The next item isn’t readily visible but ultimately was found with some help. I had to ask where the hot water bottles were. If you wonder what was so embarrassing about things so far, well, it wasn’t anything yet. That happened as I approached the counter, and my tools for unplugging were being rung up.
The young woman at the counter is a gothic tattooed and pierced ‘grrrl.’ As I approach, I’m compelled to blurt out, “You know, I thought it was embarrassing to have to go to a drug store and buy condoms when I was 20 years old. I thought that would be the worst transaction I would ever have to make, but today, I have found a new low. You probably wouldn’t really believe me that these suppositories and enema bag are for my great aunt out in the car would you?”

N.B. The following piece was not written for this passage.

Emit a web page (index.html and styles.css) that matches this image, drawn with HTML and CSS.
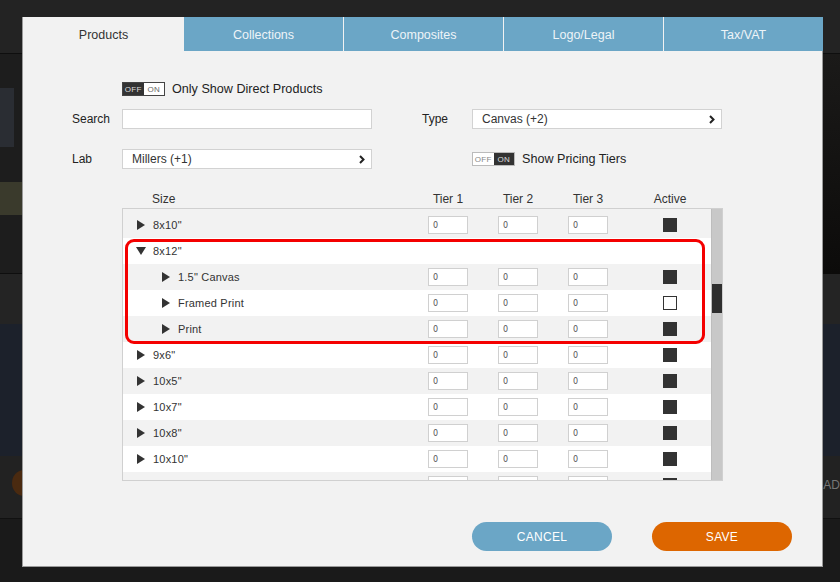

Back at the car, Auntie is happier than a clam. Her long bout with constipation is about to come to an end this evening. This dialogue about function, bowel, and urinary issues is a common one at any given hour. I have driven three thousand miles and heard, talked about, asked, inquired, and helped get to and will soon be dreaming of bathrooms and the problems old age brings regarding elimination.
Our weather is supposed to take a turn for the worse in the coming days, according to tonight’s forecast. Thunderstorms and tornado warnings north of us loom large, but maybe, like other TV weather forecasts, this one will be as wrong as the others. I wish for continued clear skies and that everything comes out ok for Auntie as I go to sleep at nearly 1:00 a.m. after another great day.